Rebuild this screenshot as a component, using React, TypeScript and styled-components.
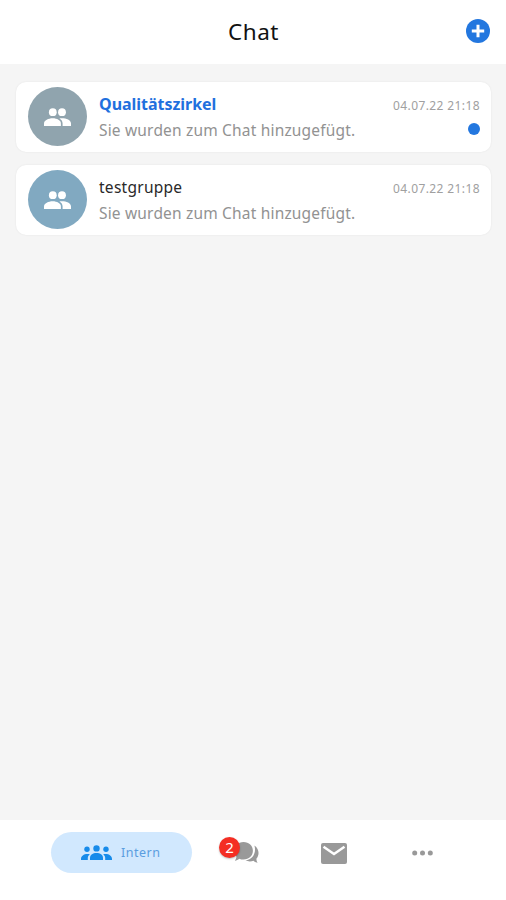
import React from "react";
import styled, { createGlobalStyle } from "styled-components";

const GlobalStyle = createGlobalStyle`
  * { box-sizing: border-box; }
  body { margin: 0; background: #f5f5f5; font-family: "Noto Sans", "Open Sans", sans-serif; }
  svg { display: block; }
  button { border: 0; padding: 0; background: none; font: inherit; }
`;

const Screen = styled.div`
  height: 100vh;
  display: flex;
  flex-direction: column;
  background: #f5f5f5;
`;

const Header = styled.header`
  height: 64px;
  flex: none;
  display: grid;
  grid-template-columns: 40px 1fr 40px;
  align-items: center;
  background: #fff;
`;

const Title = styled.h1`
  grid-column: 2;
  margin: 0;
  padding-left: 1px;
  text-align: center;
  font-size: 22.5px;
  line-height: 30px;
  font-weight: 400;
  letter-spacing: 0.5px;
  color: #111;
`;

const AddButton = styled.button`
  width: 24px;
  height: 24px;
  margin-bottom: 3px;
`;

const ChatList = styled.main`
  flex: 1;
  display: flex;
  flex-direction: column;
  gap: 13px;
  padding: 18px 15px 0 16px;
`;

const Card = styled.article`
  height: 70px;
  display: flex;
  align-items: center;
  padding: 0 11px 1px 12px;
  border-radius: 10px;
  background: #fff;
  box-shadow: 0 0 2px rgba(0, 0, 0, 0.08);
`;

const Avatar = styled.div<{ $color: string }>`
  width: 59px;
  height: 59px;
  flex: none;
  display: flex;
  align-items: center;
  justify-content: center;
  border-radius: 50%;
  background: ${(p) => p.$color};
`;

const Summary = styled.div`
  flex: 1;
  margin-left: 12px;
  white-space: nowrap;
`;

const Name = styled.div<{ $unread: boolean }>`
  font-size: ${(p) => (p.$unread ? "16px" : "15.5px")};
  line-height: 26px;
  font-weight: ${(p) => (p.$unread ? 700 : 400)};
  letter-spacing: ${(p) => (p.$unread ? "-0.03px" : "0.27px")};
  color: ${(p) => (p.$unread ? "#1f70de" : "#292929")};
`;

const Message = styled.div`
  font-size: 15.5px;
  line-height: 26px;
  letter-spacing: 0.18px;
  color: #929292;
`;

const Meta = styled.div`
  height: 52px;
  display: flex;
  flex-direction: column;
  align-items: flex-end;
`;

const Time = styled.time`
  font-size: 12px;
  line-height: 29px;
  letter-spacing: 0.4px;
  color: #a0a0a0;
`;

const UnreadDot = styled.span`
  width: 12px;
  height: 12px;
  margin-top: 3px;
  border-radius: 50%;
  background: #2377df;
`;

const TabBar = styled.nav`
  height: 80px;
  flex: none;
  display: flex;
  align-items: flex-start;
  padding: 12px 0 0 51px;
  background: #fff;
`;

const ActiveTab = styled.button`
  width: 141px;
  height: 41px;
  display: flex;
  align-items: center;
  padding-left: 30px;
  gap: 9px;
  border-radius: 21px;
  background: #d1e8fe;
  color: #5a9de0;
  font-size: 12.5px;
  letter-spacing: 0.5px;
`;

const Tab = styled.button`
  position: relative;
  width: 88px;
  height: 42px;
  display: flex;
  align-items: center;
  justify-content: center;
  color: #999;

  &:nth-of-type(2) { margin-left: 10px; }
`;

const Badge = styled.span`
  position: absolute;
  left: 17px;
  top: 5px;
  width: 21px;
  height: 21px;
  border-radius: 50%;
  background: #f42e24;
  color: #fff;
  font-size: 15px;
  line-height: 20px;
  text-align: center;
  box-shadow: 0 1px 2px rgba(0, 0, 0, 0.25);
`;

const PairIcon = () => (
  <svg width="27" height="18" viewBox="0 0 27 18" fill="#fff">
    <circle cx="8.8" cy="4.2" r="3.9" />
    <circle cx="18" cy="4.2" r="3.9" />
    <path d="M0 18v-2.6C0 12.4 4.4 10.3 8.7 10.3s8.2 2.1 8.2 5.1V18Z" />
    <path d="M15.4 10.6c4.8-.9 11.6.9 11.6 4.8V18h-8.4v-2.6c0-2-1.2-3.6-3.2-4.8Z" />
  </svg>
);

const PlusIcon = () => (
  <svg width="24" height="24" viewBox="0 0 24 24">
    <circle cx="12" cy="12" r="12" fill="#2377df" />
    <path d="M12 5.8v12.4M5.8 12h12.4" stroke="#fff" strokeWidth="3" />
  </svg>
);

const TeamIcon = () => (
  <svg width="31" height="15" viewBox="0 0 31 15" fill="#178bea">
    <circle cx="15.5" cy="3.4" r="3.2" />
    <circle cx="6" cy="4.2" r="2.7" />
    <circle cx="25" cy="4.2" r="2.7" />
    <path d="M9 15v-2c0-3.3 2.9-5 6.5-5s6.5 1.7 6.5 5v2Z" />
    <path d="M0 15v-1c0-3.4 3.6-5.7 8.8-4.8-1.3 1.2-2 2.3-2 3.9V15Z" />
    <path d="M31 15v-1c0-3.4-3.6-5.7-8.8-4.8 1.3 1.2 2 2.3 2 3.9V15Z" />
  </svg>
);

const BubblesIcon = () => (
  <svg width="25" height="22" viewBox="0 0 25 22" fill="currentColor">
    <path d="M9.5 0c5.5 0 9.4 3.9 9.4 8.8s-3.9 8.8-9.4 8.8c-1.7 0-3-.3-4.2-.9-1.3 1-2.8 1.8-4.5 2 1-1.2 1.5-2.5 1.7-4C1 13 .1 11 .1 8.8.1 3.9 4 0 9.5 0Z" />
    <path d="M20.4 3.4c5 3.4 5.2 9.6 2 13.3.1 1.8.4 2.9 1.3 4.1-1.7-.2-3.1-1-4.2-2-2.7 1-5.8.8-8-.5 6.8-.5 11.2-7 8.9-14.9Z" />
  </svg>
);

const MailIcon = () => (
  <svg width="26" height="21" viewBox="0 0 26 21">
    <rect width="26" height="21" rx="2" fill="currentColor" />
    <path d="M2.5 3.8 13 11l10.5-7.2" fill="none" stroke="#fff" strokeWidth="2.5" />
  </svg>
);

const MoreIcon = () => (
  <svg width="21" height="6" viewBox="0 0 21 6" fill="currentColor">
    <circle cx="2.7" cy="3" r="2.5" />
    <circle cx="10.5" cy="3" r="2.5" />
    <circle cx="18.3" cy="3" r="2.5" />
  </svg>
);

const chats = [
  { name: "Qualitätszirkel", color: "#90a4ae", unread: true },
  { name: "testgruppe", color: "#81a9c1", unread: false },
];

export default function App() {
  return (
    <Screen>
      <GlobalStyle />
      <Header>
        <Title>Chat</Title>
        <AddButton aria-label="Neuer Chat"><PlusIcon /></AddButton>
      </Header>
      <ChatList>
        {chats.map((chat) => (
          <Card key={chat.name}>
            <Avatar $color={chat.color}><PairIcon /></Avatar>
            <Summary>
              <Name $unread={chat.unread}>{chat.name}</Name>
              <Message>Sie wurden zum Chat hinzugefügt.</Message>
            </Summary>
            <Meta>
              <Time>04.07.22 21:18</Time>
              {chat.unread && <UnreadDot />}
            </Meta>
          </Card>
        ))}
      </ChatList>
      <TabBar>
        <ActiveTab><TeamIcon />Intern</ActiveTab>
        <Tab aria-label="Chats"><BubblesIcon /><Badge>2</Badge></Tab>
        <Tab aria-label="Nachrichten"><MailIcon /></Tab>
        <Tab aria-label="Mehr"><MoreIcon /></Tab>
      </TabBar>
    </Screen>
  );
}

========================================================================

Retype the whole listing, keeping every line identical and omitting all pictures.

Rebuild this screenshot as a component, using React, TypeScript and styled-components.
import React from "react";
import styled, { createGlobalStyle } from "styled-components";

const GlobalStyle = createGlobalStyle`
  * { box-sizing: border-box; }
  body { margin: 0; background: #f5f5f5; font-family: "Noto Sans", "Open Sans", sans-serif; }
  svg { display: block; }
  button { border: 0; padding: 0; background: none; font: inherit; }
`;

const Screen = styled.div`
  height: 100vh;
  display: flex;
  flex-direction: column;
  background: #f5f5f5;
`;

const Header = styled.header`
  height: 64px;
  flex: none;
  display: grid;
  grid-template-columns: 40px 1fr 40px;
  align-items: center;
  background: #fff;
`;

const Title = styled.h1`
  grid-column: 2;
  margin: 0;
  padding-left: 1px;
  text-align: center;
  font-size: 22.5px;
  line-height: 30px;
  font-weight: 400;
  letter-spacing: 0.5px;
  color: #111;
`;

const AddButton = styled.button`
  width: 24px;
  height: 24px;
  margin-bottom: 3px;
`;

const ChatList = styled.main`
  flex: 1;
  display: flex;
  flex-direction: column;
  gap: 13px;
  padding: 18px 15px 0 16px;
`;

const Card = styled.article`
  height: 70px;
  display: flex;
  align-items: center;
  padding: 0 11px 1px 12px;
  border-radius: 10px;
  background: #fff;
  box-shadow: 0 0 2px rgba(0, 0, 0, 0.08);
`;

const Avatar = styled.div<{ $color: string }>`
  width: 59px;
  height: 59px;
  flex: none;
  display: flex;
  align-items: center;
  justify-content: center;
  border-radius: 50%;
  background: ${(p) => p.$color};
`;

const Summary = styled.div`
  flex: 1;
  margin-left: 12px;
  white-space: nowrap;
`;

const Name = styled.div<{ $unread: boolean }>`
  font-size: ${(p) => (p.$unread ? "16px" : "15.5px")};
  line-height: 26px;
  font-weight: ${(p) => (p.$unread ? 700 : 400)};
  letter-spacing: ${(p) => (p.$unread ? "-0.03px" : "0.27px")};
  color: ${(p) => (p.$unread ? "#1f70de" : "#292929")};
`;

const Message = styled.div`
  font-size: 15.5px;
  line-height: 26px;
  letter-spacing: 0.18px;
  color: #929292;
`;

const Meta = styled.div`
  height: 52px;
  display: flex;
  flex-direction: column;
  align-items: flex-end;
`;

const Time = styled.time`
  font-size: 12px;
  line-height: 29px;
  letter-spacing: 0.4px;
  color: #a0a0a0;
`;

const UnreadDot = styled.span`
  width: 12px;
  height: 12px;
  margin-top: 3px;
  border-radius: 50%;
  background: #2377df;
`;

const TabBar = styled.nav`
  height: 80px;
  flex: none;
  display: flex;
  align-items: flex-start;
  padding: 12px 0 0 51px;
  background: #fff;
`;

const ActiveTab = styled.button`
  width: 141px;
  height: 41px;
  display: flex;
  align-items: center;
  padding-left: 30px;
  gap: 9px;
  border-radius: 21px;
  background: #d1e8fe;
  color: #5a9de0;
  font-size: 12.5px;
  letter-spacing: 0.5px;
`;

const Tab = styled.button`
  position: relative;
  width: 88px;
  height: 42px;
  display: flex;
  align-items: center;
  justify-content: center;
  color: #999;

  &:nth-of-type(2) { margin-left: 10px; }
`;

const Badge = styled.span`
  position: absolute;
  left: 17px;
  top: 5px;
  width: 21px;
  height: 21px;
  border-radius: 50%;
  background: #f42e24;
  color: #fff;
  font-size: 15px;
  line-height: 20px;
  text-align: center;
  box-shadow: 0 1px 2px rgba(0, 0, 0, 0.25);
`;

const PairIcon = () => (
  <svg width="27" height="18" viewBox="0 0 27 18" fill="#fff">
    <circle cx="8.8" cy="4.2" r="3.9" />
    <circle cx="18" cy="4.2" r="3.9" />
    <path d="M0 18v-2.6C0 12.4 4.4 10.3 8.7 10.3s8.2 2.1 8.2 5.1V18Z" />
    <path d="M15.4 10.6c4.8-.9 11.6.9 11.6 4.8V18h-8.4v-2.6c0-2-1.2-3.6-3.2-4.8Z" />
  </svg>
);

const PlusIcon = () => (
  <svg width="24" height="24" viewBox="0 0 24 24">
    <circle cx="12" cy="12" r="12" fill="#2377df" />
    <path d="M12 5.8v12.4M5.8 12h12.4" stroke="#fff" strokeWidth="3" />
  </svg>
);

const TeamIcon = () => (
  <svg width="31" height="15" viewBox="0 0 31 15" fill="#178bea">
    <circle cx="15.5" cy="3.4" r="3.2" />
    <circle cx="6" cy="4.2" r="2.7" />
    <circle cx="25" cy="4.2" r="2.7" />
    <path d="M9 15v-2c0-3.3 2.9-5 6.5-5s6.5 1.7 6.5 5v2Z" />
    <path d="M0 15v-1c0-3.4 3.6-5.7 8.8-4.8-1.3 1.2-2 2.3-2 3.9V15Z" />
    <path d="M31 15v-1c0-3.4-3.6-5.7-8.8-4.8 1.3 1.2 2 2.3 2 3.9V15Z" />
  </svg>
);

const BubblesIcon = () => (
  <svg width="25" height="22" viewBox="0 0 25 22" fill="currentColor">
    <path d="M9.5 0c5.5 0 9.4 3.9 9.4 8.8s-3.9 8.8-9.4 8.8c-1.7 0-3-.3-4.2-.9-1.3 1-2.8 1.8-4.5 2 1-1.2 1.5-2.5 1.7-4C1 13 .1 11 .1 8.8.1 3.9 4 0 9.5 0Z" />
    <path d="M20.4 3.4c5 3.4 5.2 9.6 2 13.3.1 1.8.4 2.9 1.3 4.1-1.7-.2-3.1-1-4.2-2-2.7 1-5.8.8-8-.5 6.8-.5 11.2-7 8.9-14.9Z" />
  </svg>
);

const MailIcon = () => (
  <svg width="26" height="21" viewBox="0 0 26 21">
    <rect width="26" height="21" rx="2" fill="currentColor" />
    <path d="M2.5 3.8 13 11l10.5-7.2" fill="none" stroke="#fff" strokeWidth="2.5" />
  </svg>
);

const MoreIcon = () => (
  <svg width="21" height="6" viewBox="0 0 21 6" fill="currentColor">
    <circle cx="2.7" cy="3" r="2.5" />
    <circle cx="10.5" cy="3" r="2.5" />
    <circle cx="18.3" cy="3" r="2.5" />
  </svg>
);

const chats = [
  { name: "Qualitätszirkel", color: "#90a4ae", unread: true },
  { name: "testgruppe", color: "#81a9c1", unread: false },
];

export default function App() {
  return (
    <Screen>
      <GlobalStyle />
      <Header>
        <Title>Chat</Title>
        <AddButton aria-label="Neuer Chat"><PlusIcon /></AddButton>
      </Header>
      <ChatList>
        {chats.map((chat) => (
          <Card key={chat.name}>
            <Avatar $color={chat.color}><PairIcon /></Avatar>
            <Summary>
              <Name $unread={chat.unread}>{chat.name}</Name>
              <Message>Sie wurden zum Chat hinzugefügt.</Message>
            </Summary>
            <Meta>
              <Time>04.07.22 21:18</Time>
              {chat.unread && <UnreadDot />}
            </Meta>
          </Card>
        ))}
      </ChatList>
      <TabBar>
        <ActiveTab><TeamIcon />Intern</ActiveTab>
        <Tab aria-label="Chats"><BubblesIcon /><Badge>2</Badge></Tab>
        <Tab aria-label="Nachrichten"><MailIcon /></Tab>
        <Tab aria-label="Mehr"><MoreIcon /></Tab>
      </TabBar>
    </Screen>
  );
}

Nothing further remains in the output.